I thought about that, but at the moment my storage needs are pretty high.
I've only had this system for about a month and have used a full 200 Gb of
storage space. I turn over a lot of space with multimedia work - I've
gotten pretty involved in making home movies with my DV camcorder.
Reinstalling stuff IS a bummer, but it really isn't that big a deal. I've
done it many times, and it usually takes maybe 2-3 hours max. Not that big
a deal, IMO. I routinely backup data to CD's, and now that I have the DVD
writer, I've been using some DVD-RW discs (basically extra 4.3 Gb hard
drives). I would bet I only have about 10-20 Gb of "critical" data that I
need to make sure I don't lose. Plus I have access to network storage space
(about 100 Gb for my personal use) that I can access from home, too.

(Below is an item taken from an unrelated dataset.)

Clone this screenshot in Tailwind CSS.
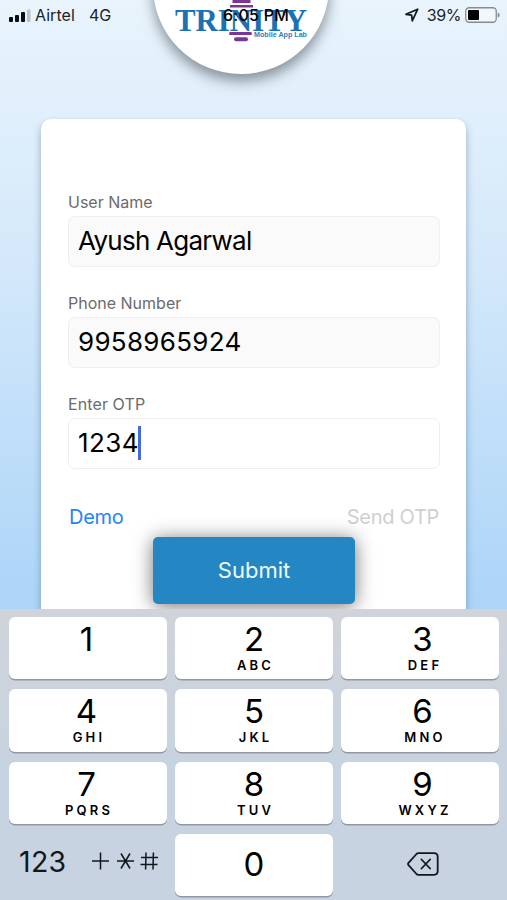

In all the years I've been using computers, I've only had one hard drive
fail. Maybe I'm just lucky, but I think that the mfgs have gotten pretty
good at quality control.

The other big issue is that the RAID 1 arrays suffer pretty significantly in
performance compared to the RAID 0 arrays. What's the point of having all
the processor, memory and video performance if you handcuff it with a slow
data storage/retrieval architecture?

If this were business intensive and I couldn't handle a day of downtime,
worst case, then I probably would do the same as you and go for the RAID 1,
but then I'd probably go with a terabyte of total storage (500 Gb usable).

Mike

"Mark Jerde" wrote in message
...
Mike in Mystic wrote:

500 Gb RAID 0 hard drive set up


My laptop & desktop each lost a hard drive in the past 12 months. Bummer
reinstalling everything, and there were some things I didn't have backed
up... sigh

RAID 0 is "Striped Disk Array without Fault Tolerance." IMO this is too
risky. My next desktop will be mirrored hard drives at a minimum.